Sunday, April 01, 2007
Jane Fonda was a guest on Turner Classic Movies the other night*.
They showed her films, and in between she spoke at length about her career (and what a career it was. Is.)
Host Robert Osborne asked her about the making of 1981's On Golden Pond with her aloof, distant and judgmental father (Henry Fonda) -- who was dying at the time -- and formidable costar Katherine Hepburn.
Jane, who produced and starred in the film, had lined up a stunt double to perform the backflip her character does near the end of it.
But then Hepburn cornered her and asked if she planned to do it herself.
"And right as she said that I remembered that dive in Philadelphia Story," Fonda said, referring to the magnificent scene where Hepburn herself -- wearing a gold lame' swimsuit -- executed a perfect swan dive in a single take. "And I thought, oh God, I'm going to have to do it. So I said, 'Yes, I'm going to do it.'"
First, Fonda worked on land with a trainer for a month, using pulleys and mattresses.
Then she graduated to trying to flip from the raft that's used in the film into the actual water.
She practiced and practiced and practiced but could not do it.
But she kept at it.
Every day she tried to do that backflip.
And, finally, one day she did it.
Covered in bruises, she swam ashore and crawled up the beach.
Suddenly, Katherine Hepburn -- who was nearly as aloof as Jane's father -- came out of the bushes.
Apparently she'd been watching the whole time.

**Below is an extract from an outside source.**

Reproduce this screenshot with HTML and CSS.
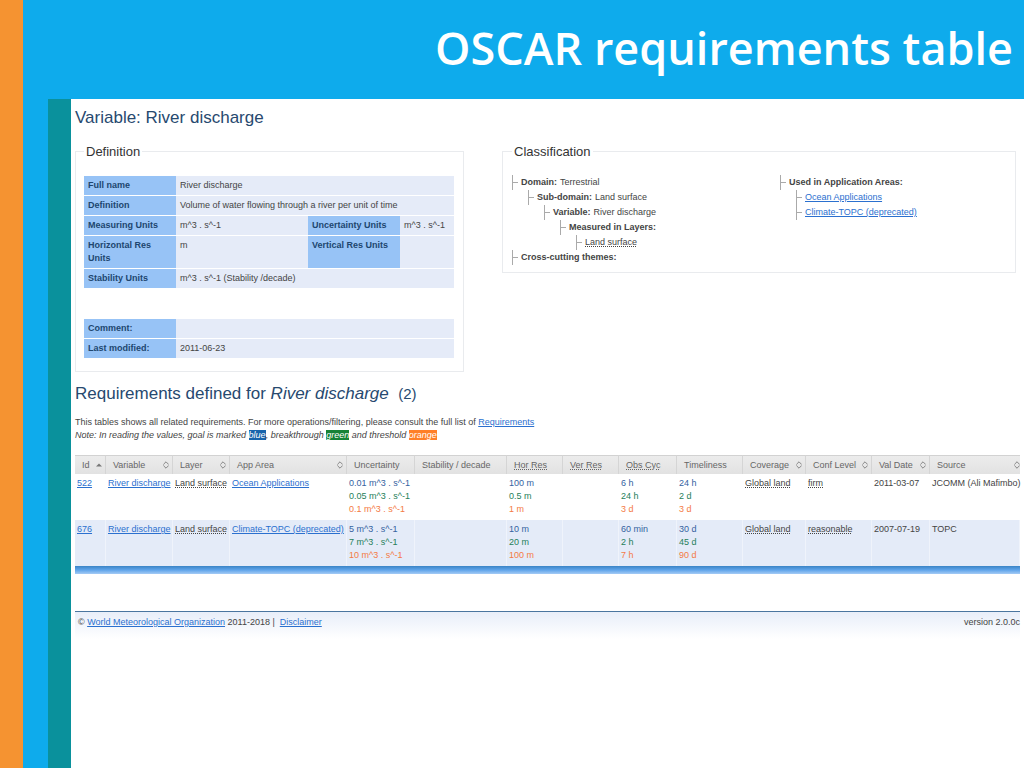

"She walks over to me and she says, 'How do you feel?'" Fonda said. "And I said, 'I feel just great.' And she says, 'That's all right. You've earned my respect. You've stood up to your fears.
"'If you don't do that, you become soggy.
"''Don't raise your children to be soggy.'"
Fonda said that advice has stayed with her.
"Now, whenever I'm afraid of something, I just say, man, I'm not going to get soggy."
I used this story the next day in my Dharma-influenced open class, when I noticed that advanced students were staying in downward-facing dog when they had the option of working on forearm balance -- which they all were quite capable of doing.
As soon as I finished the story, six sets of elbows dropped to the floor in unison.
No one wants to be soggy.
*Turner Classic Movies is what former blonde hotties end up watching when they become gray-haired women of a certain age with eyesight so poor they can no longer read the buttons on the remote.